### Given data
========================================================================
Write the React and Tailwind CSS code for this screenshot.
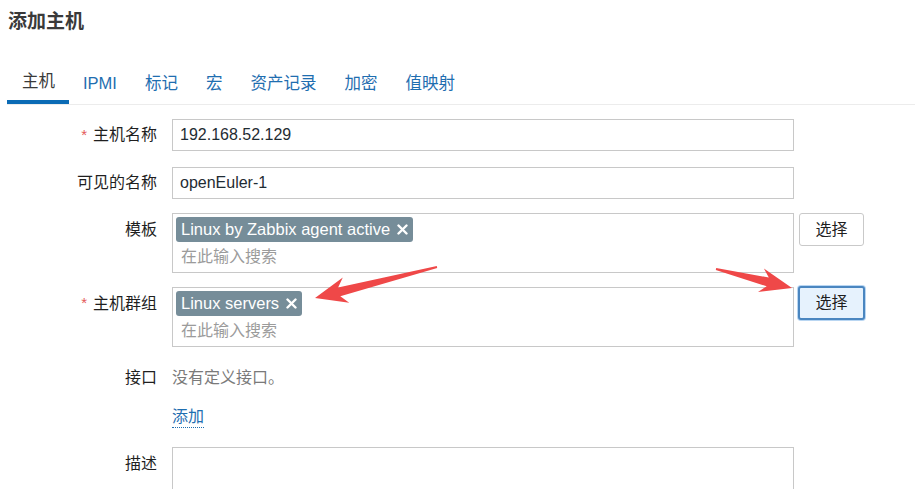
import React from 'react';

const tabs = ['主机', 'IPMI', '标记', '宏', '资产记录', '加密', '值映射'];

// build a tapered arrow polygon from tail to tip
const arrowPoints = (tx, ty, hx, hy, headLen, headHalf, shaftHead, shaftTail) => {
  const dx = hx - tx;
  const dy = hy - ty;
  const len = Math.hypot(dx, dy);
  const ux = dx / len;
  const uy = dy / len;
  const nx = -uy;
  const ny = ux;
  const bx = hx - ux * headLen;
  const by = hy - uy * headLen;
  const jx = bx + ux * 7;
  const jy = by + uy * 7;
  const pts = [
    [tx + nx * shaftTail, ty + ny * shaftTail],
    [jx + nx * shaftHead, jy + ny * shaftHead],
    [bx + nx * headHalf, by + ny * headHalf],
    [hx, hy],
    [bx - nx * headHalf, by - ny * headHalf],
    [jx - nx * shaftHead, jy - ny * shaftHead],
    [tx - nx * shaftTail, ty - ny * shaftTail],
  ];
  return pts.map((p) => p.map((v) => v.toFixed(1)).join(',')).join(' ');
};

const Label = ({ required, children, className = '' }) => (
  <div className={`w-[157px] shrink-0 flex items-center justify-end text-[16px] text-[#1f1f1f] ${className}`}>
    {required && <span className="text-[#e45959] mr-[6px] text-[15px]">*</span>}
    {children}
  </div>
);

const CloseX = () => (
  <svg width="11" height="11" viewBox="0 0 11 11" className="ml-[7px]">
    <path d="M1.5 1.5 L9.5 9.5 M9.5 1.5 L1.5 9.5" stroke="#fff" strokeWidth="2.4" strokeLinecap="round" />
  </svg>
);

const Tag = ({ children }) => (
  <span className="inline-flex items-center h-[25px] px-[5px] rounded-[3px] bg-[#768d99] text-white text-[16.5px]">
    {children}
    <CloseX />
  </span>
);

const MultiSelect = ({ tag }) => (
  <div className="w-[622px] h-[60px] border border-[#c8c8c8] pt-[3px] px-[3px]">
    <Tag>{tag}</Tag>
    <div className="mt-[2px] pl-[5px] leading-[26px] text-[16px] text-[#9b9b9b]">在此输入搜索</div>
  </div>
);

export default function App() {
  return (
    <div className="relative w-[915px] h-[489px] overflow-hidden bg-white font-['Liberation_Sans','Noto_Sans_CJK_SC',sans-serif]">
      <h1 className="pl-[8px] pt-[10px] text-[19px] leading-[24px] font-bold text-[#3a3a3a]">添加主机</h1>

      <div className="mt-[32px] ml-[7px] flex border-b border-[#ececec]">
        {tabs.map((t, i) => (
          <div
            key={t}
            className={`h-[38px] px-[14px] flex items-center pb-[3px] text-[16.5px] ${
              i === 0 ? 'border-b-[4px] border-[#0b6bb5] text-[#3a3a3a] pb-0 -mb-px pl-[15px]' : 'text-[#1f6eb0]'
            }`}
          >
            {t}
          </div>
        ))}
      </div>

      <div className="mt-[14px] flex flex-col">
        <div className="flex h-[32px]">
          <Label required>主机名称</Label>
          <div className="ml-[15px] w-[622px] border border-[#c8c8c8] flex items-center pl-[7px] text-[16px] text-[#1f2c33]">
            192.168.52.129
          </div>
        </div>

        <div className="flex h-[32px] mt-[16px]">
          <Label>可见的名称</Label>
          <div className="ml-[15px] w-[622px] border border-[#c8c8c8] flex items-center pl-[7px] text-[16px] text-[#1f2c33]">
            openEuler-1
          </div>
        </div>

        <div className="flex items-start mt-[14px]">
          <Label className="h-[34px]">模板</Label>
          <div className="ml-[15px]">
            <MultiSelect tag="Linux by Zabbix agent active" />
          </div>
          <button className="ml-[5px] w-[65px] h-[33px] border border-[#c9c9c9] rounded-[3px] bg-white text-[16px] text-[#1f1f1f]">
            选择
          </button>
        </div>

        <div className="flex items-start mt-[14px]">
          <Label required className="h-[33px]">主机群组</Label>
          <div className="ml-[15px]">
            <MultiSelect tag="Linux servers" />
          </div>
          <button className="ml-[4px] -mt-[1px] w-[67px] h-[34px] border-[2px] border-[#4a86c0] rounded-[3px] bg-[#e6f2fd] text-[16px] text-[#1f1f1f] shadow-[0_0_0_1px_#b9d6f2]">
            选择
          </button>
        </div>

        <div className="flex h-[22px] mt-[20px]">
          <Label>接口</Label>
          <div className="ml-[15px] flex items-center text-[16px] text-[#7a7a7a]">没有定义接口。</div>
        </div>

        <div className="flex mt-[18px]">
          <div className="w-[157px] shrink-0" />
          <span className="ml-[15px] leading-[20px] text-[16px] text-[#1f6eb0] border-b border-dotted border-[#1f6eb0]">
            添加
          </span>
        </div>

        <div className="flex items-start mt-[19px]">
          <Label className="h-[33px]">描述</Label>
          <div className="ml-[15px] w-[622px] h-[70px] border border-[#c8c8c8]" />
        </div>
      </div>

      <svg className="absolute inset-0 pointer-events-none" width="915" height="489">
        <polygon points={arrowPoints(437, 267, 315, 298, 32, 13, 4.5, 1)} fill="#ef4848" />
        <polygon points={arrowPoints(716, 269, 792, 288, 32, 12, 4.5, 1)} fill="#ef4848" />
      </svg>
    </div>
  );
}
========================================================================
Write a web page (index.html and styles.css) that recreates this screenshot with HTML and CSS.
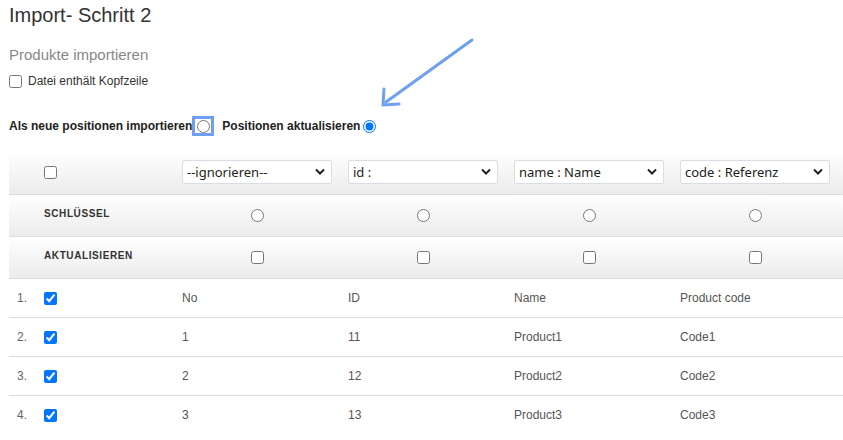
========================================================================
### Request
Starting at the line containing "Write the React" and stopping after the line containing "const tabs = ['主机', 'IPMI', '标记', '宏', '资产记录', '加密', '值映射'];", give the lines again exactly and leave out every image.

### Answer to the exercise
Write the React and Tailwind CSS code for this screenshot.
import React from 'react';

const tabs = ['主机', 'IPMI', '标记', '宏', '资产记录', '加密', '值映射'];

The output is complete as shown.